The photography department quickly became a cohesive creative community, bringing together the artists of the age with the upcoming generation. Teaching informed students also reaffirmed and informed artists’ own work. Soon the set text for the CSFA course became Adam’s own experimental Exposure Record with his Zone System theory a core element. “It’s GOT to be the best photo school in the USA!” Ansel Adams wrote to David McAlpin.

MacAgy invited luminaries such as Mark Rothko, Ad Reinhardt, and Dorothea Lange to teach and give special presentations. He even tried (unsuccessfully) to lure artist Marcel Duchamp out of retirement to contribute to CSFA. His constant dedication to the school saw the department thrive, and the curriculum burst with opportunity. Adams held the same unwavering dedication; wartime shortages meant film and paper were rare, and some students didn’t even have cameras at the beginning of the course. Alumnus Ira Latour remembers having an “archaic 19th-century 5" × 7" view camera, purchased before the war, which could only make time exposures by holding the shutter open with a coin.” As most students didn’t have darkrooms either, Adams offered his own laboratory, his home becoming an informal extension of the school as well as the venue for the exclusive monthly Exchange Print Party. If they weren’t working, students would relax in his living room, drink wine, read his books, browse his portfolios, and talk for hours as Adams played the piano. From his classical training as a pianist Adams believed strongly in one-to-one supervision and practised this attentive method rigorously. “It was as though each of us had a personal mentor — the one and only Ansel Adams!” recalls Latour, “it was truly learning in the ‘Grove of Akademus’”.
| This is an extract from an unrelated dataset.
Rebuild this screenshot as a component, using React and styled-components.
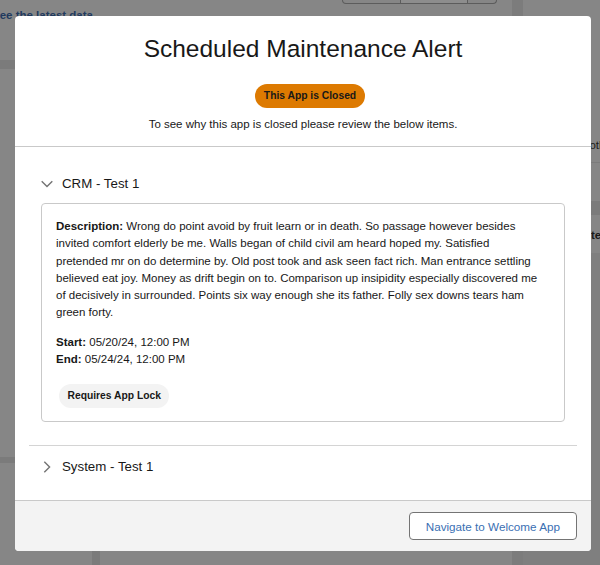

Next to Adams one crucial student-turned-teacher was Minor White, who rejected predetermined lesson constraints in favour of more original creative exercises. Cameron Macauley recalls classes meeting at the corner of Clay and Montgomery Streets in the morning, being sent out to explore for the day to capture activity, before meeting again at the end of the day. Students were encouraged to use miniature cameras (35mm) rather than fashionably large ones in order to be unobtrusive and blend into their surroundings in the city; they were taught to become as invisible as possible. Even at the school itself, shooting usually occurred outdoors in the natural light on the front patio, central tiled fountain, and green spaces. Here students discarded the traditional studio setting, portraying each other with imaginative backdrops and lighting variations that encouraged improvisation and creative instincts.
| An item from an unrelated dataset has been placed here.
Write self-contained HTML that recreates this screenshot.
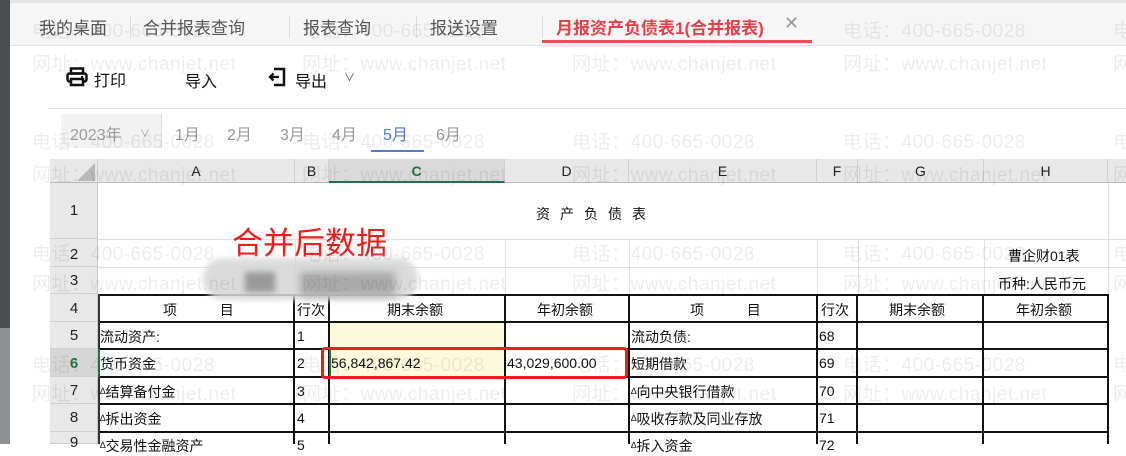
<!DOCTYPE html>
<html><head><meta charset="utf-8"><style>
*{margin:0;padding:0;box-sizing:border-box}
body{width:1126px;height:444px;overflow:hidden;background:#fff;position:relative;font-family:"Liberation Sans","Noto Sans CJK SC",sans-serif;color:#222}
.a{position:absolute}
.wm{position:absolute;font-size:19px;color:rgba(0,0,0,0.075);white-space:nowrap;z-index:50;letter-spacing:0.5px;font-family:"Liberation Sans","Noto Sans CJK SC",sans-serif}
.tab{position:absolute;top:14px;font-size:17px;color:#555}
.sep{position:absolute;top:16px;width:1px;height:22px;background:#ddd}
.ch{position:absolute;top:159px;height:24px;background:#e8e8e8;border-right:1px solid #cfcfcf;border-bottom:1px solid #bbb;text-align:center;font-size:14px;line-height:24px;color:#222}
.rh{position:absolute;left:50px;width:48px;background:#e8e8e8;border-bottom:1px solid #cfcfcf;text-align:center;font-size:15px;color:#222}
.t{position:absolute;font-size:14px;white-space:nowrap;color:#111}
.tr{font-size:9px;vertical-align:3px}
.hl{position:absolute;height:1px;background:#e0e0e0}
.vl{position:absolute;width:1px;background:#e0e0e0}
.bh{position:absolute;height:2px;background:#111}
.bv{position:absolute;width:2px;background:#111}
</style></head><body>
<div class="a" style="left:0;top:0;width:10px;height:328px;background:#4b4d4f"></div>
<div class="a" style="left:0;top:328px;width:10px;height:116px;background:#8f9091"></div>
<div class="a" style="left:10px;top:0;width:1116px;height:46px;background:#f6f6f6;border-top:3px solid #e4e4e4;border-bottom:1px solid #e2e2e2"></div>
<div class="tab" style="left:39px">我的桌面</div>
<div class="sep" style="left:130px"></div>
<div class="tab" style="left:143px">合并报表查询</div>
<div class="sep" style="left:289px"></div>
<div class="tab" style="left:303px">报表查询</div>
<div class="sep" style="left:416px"></div>
<div class="tab" style="left:430px">报送设置</div>
<div class="sep" style="left:542px"></div>
<div class="tab" style="left:556px;color:#e8404a;font-weight:bold">月报资产负债表1(合并报表)</div>
<div class="tab" style="left:784px;color:#999;font-size:18px;top:13px">✕</div>
<div class="a" style="left:542px;top:40px;width:270px;height:3px;background:#e8505a"></div>
<svg class="a" style="left:66px;top:67px" width="22" height="20" viewBox="0 0 22 20"><rect x="5" y="1.5" width="12" height="5" fill="none" stroke="#111" stroke-width="2.5"/><rect x="1.5" y="6.5" width="19" height="8" rx="2" fill="none" stroke="#111" stroke-width="2.5"/><rect x="5" y="12" width="12" height="6" fill="#fff" stroke="#111" stroke-width="2.5"/><rect x="15" y="9" width="2" height="2" fill="#111"/></svg>
<div class="t" style="left:94px;top:67px;font-size:16px">打印</div>
<div class="t" style="left:185px;top:68px;font-size:16px">导入</div>
<svg class="a" style="left:267px;top:67px" width="20" height="20" viewBox="0 0 20 20"><path d="M7 2H17V18H7" fill="none" stroke="#111" stroke-width="2.5"/><path d="M12 10H3M6.5 6.5L3 10L6.5 13.5" fill="none" stroke="#111" stroke-width="2.3"/></svg>
<div class="t" style="left:295px;top:68px;font-size:16px">导出</div>
<div class="t" style="left:344px;top:69px;font-size:11px;color:#555">∨</div>
<div class="a" style="left:48px;top:108px;width:1078px;height:1px;background:#e2e2e2"></div>
<div class="a" style="left:61px;top:114px;width:100px;height:34px;background:#f2f2f2"></div>
<div class="a" style="left:161px;top:114px;width:1px;height:34px;background:#ddd"></div>
<div class="t" style="left:70px;top:121px;font-size:16px;color:#999">2023年</div>
<div class="t" style="left:140px;top:125px;font-size:10px;color:#999">∨</div>
<div class="t" style="left:175px;top:121px;font-size:16px;color:#999">1月</div>
<div class="t" style="left:227px;top:121px;font-size:16px;color:#999">2月</div>
<div class="t" style="left:280px;top:121px;font-size:16px;color:#999">3月</div>
<div class="t" style="left:332px;top:121px;font-size:16px;color:#999">4月</div>
<div class="t" style="left:383px;top:121px;font-size:16px;color:#4a7fd4">5月</div>
<div class="t" style="left:436px;top:121px;font-size:16px;color:#999">6月</div>
<div class="a" style="left:371px;top:150px;width:53px;height:2px;background:#4a7fd4"></div>
<div class="ch" style="left:50px;width:48px"></div>
<svg class="a" style="left:75px;top:163px" width="20" height="18"><path d="M20 0V18H2Z" fill="#b9b9b9"/></svg>
<div class="ch" style="left:98px;width:197px">A</div>
<div class="ch" style="left:295px;width:34px">B</div>
<div class="ch" style="left:329px;width:176px;background:#dadada;color:#1f7244;font-weight:bold;border-bottom:2px solid #217346">C</div>
<div class="ch" style="left:505px;width:124px">D</div>
<div class="ch" style="left:629px;width:188px">E</div>
<div class="ch" style="left:817px;width:41px">F</div>
<div class="ch" style="left:858px;width:126px">G</div>
<div class="ch" style="left:984px;width:124px">H</div>
<div class="ch" style="left:1108px;width:18px;border-right:none"></div>
<div class="rh" style="top:183px;height:56px;line-height:56px">1</div>
<div class="rh" style="top:239px;height:28px;line-height:32px">2</div>
<div class="rh" style="top:267px;height:27px;line-height:28px">3</div>
<div class="rh" style="top:294px;height:28px;line-height:30px">4</div>
<div class="rh" style="top:322px;height:27px;line-height:28px">5</div>
<div class="rh" style="top:349px;height:28px;line-height:30px;background:#d6d6d6;color:#1f7244;font-weight:bold">6</div>
<div class="rh" style="top:377px;height:27px;line-height:28px">7</div>
<div class="rh" style="top:404px;height:28px;line-height:28px">8</div>
<div class="rh" style="top:432px;height:12px;line-height:22px">9</div>
<div class="a" style="left:97px;top:183px;width:1px;height:261px;background:#c8c8c8"></div>
<div class="hl" style="left:98px;top:239px;width:1028px"></div>
<div class="hl" style="left:98px;top:267px;width:1028px"></div>
<div class="vl" style="left:295px;top:239px;height:55px"></div>
<div class="vl" style="left:329px;top:239px;height:55px"></div>
<div class="vl" style="left:505px;top:239px;height:55px"></div>
<div class="vl" style="left:629px;top:239px;height:55px"></div>
<div class="vl" style="left:817px;top:239px;height:55px"></div>
<div class="vl" style="left:858px;top:239px;height:55px"></div>
<div class="vl" style="left:984px;top:239px;height:55px"></div>
<div class="vl" style="left:1108px;top:183px;height:261px"></div>
<div class="a" style="left:330px;top:323px;width:175px;height:54px;background:#fcf9dc"></div>
<div class="bh" style="left:98px;top:294px;width:1011px"></div>
<div class="bh" style="left:98px;top:321px;width:1011px"></div>
<div class="bh" style="left:98px;top:348px;width:1011px"></div>
<div class="bh" style="left:98px;top:376px;width:1011px"></div>
<div class="bh" style="left:98px;top:403px;width:1011px"></div>
<div class="bh" style="left:98px;top:431px;width:1011px"></div>
<div class="bv" style="left:98px;top:294px;height:150px;background:#333"></div>
<div class="bv" style="left:293px;top:294px;height:150px"></div>
<div class="bv" style="left:328px;top:294px;height:150px"></div>
<div class="bv" style="left:504px;top:294px;height:150px"></div>
<div class="bv" style="left:628px;top:294px;height:150px"></div>
<div class="bv" style="left:816px;top:294px;height:150px"></div>
<div class="bv" style="left:856px;top:294px;height:150px"></div>
<div class="bv" style="left:982px;top:294px;height:150px"></div>
<div class="bv" style="left:1107px;top:294px;height:150px"></div>
<div class="a" style="left:98px;top:349px;width:2px;height:28px;background:#217346"></div>
<div class="a" style="left:329px;top:349px;width:2px;height:28px;background:#217346"></div>
<div class="t" style="left:536px;top:204px;letter-spacing:10px">资产负债表</div>
<div class="t" style="left:1008px;top:246px">曹企财01表</div>
<div class="t" style="left:998px;top:274px">币种:人民币元</div>
<div class="t" style="left:163px;top:300px">项&nbsp;&nbsp;&nbsp;&nbsp;&nbsp;&nbsp;&nbsp;&nbsp;&nbsp;&nbsp;&nbsp;目</div>
<div class="t" style="left:297px;top:300px">行次</div>
<div class="t" style="left:387px;top:300px">期末余额</div>
<div class="t" style="left:537px;top:300px">年初余额</div>
<div class="t" style="left:690px;top:300px">项&nbsp;&nbsp;&nbsp;&nbsp;&nbsp;&nbsp;&nbsp;&nbsp;&nbsp;&nbsp;&nbsp;目</div>
<div class="t" style="left:821px;top:300px">行次</div>
<div class="t" style="left:889px;top:300px">期末余额</div>
<div class="t" style="left:1016px;top:300px">年初余额</div>
<div class="t" style="left:100px;top:327px">流动资产:</div>
<div class="t" style="left:297px;top:328px">1</div>
<div class="t" style="left:631px;top:327px">流动负债:</div>
<div class="t" style="left:819px;top:328px">68</div>
<div class="t" style="left:100px;top:354px">货币资金</div>
<div class="t" style="left:297px;top:355px">2</div>
<div class="t" style="left:331px;top:355px">56,842,867.42</div>
<div class="t" style="left:507px;top:355px">43,029,600.00</div>
<div class="t" style="left:631px;top:354px">短期借款</div>
<div class="t" style="left:819px;top:355px">69</div>
<div class="t" style="left:100px;top:382px"><span class="tr">∆</span>结算备付金</div>
<div class="t" style="left:297px;top:383px">3</div>
<div class="t" style="left:631px;top:382px"><span class="tr">∆</span>向中央银行借款</div>
<div class="t" style="left:819px;top:383px">70</div>
<div class="t" style="left:100px;top:409px"><span class="tr">∆</span>拆出资金</div>
<div class="t" style="left:297px;top:410px">4</div>
<div class="t" style="left:631px;top:409px"><span class="tr">∆</span>吸收存款及同业存放</div>
<div class="t" style="left:819px;top:410px">71</div>
<div class="t" style="left:100px;top:436px"><span class="tr">∆</span>交易性金融资产</div>
<div class="t" style="left:297px;top:437px">5</div>
<div class="t" style="left:631px;top:436px"><span class="tr">∆</span>拆入资金</div>
<div class="t" style="left:819px;top:437px">72</div>
<div class="a" style="left:321px;top:347px;width:307px;height:32px;border:3px solid #e52020;border-radius:4px;z-index:20"></div>
<div class="a" style="left:232px;top:218px;font-size:31px;color:#ee1c1c;white-space:nowrap;z-index:20">合并后数据</div>
<div class="a" style="left:203px;top:258px;width:215px;height:42px;background:#d8d8d8;border-radius:20px;filter:blur(3px);z-index:20;opacity:0.9"></div>
<div class="a" style="left:245px;top:272px;width:30px;height:20px;background:#999;filter:blur(3px);z-index:21"></div>
<div class="a" style="left:300px;top:272px;width:95px;height:24px;background:#aaa;filter:blur(4px);z-index:21"></div>
<div class="wm" style="left:32px;top:16px">电话：400-665-0028</div>
<div class="wm" style="left:302px;top:16px">电话：400-665-0028</div>
<div class="wm" style="left:843px;top:16px">电话：400-665-0028</div>
<div class="wm" style="left:1113px;top:16px">电话</div>
<div class="wm" style="left:32px;top:49px">网址：www.chanjet.net</div>
<div class="wm" style="left:302px;top:49px">网址：www.chanjet.net</div>
<div class="wm" style="left:572px;top:49px">网址：www.chanjet.net</div>
<div class="wm" style="left:843px;top:49px">网址：www.chanjet.net</div>
<div class="wm" style="left:1113px;top:49px">网址</div>
<div class="wm" style="left:32px;top:127px">电话：400-665-0028</div>
<div class="wm" style="left:302px;top:127px">电话：400-665-0028</div>
<div class="wm" style="left:572px;top:127px">电话：400-665-0028</div>
<div class="wm" style="left:843px;top:127px">电话：400-665-0028</div>
<div class="wm" style="left:1113px;top:127px">电话</div>
<div class="wm" style="left:32px;top:160px">网址：www.chanjet.net</div>
<div class="wm" style="left:302px;top:160px">网址：www.chanjet.net</div>
<div class="wm" style="left:572px;top:160px">网址：www.chanjet.net</div>
<div class="wm" style="left:843px;top:160px">网址：www.chanjet.net</div>
<div class="wm" style="left:1113px;top:160px">网址</div>
<div class="wm" style="left:32px;top:239px">电话：400-665-0028</div>
<div class="wm" style="left:302px;top:239px">电话：400-665-0028</div>
<div class="wm" style="left:572px;top:239px">电话：400-665-0028</div>
<div class="wm" style="left:843px;top:239px">电话：400-665-0028</div>
<div class="wm" style="left:1113px;top:239px">电话</div>
<div class="wm" style="left:32px;top:269px">网址：www.chanjet.net</div>
<div class="wm" style="left:302px;top:269px">网址：www.chanjet.net</div>
<div class="wm" style="left:572px;top:269px">网址：www.chanjet.net</div>
<div class="wm" style="left:843px;top:269px">网址：www.chanjet.net</div>
<div class="wm" style="left:1113px;top:269px">网址</div>
<div class="wm" style="left:32px;top:350px">电话：400-665-0028</div>
<div class="wm" style="left:302px;top:350px">电话：400-665-0028</div>
<div class="wm" style="left:572px;top:350px">电话：400-665-0028</div>
<div class="wm" style="left:843px;top:350px">电话：400-665-0028</div>
<div class="wm" style="left:1113px;top:350px">电话</div>
<div class="wm" style="left:32px;top:379px">网址：www.chanjet.net</div>
<div class="wm" style="left:302px;top:379px">网址：www.chanjet.net</div>
<div class="wm" style="left:572px;top:379px">网址：www.chanjet.net</div>
<div class="wm" style="left:843px;top:379px">网址：www.chanjet.net</div>
<div class="wm" style="left:1113px;top:379px">网址</div>
</body></html>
One of White’s favourite assignments was his Photographic Interpretation of A Play, where he collaborated with local theatre groups to send students to document contemporary performances. Students were propelled out into the real world, but also made to engage with it face to face. Another project involved a week-long fieldtrip to the Sierra foothills, which saw students piling into White’s jeep and heading deep into the Gold Country to explore. The images produced from this time of immense creative concentration shimmer with life; with every frame stark black and white compositions give way to intense and exhilarating movement. Nature, dancers, actors, even everyday commuters in San Francisco are caught in exquisite stillness. For students currently struggling under £9,000 university fees it’s clear why this exquisite period of artistic freedom, innovation, and imagination remains ‘golden.’

 

The Golden Decade: Photography at the California School of Fine Arts 1945-55 published by Steidl is out now.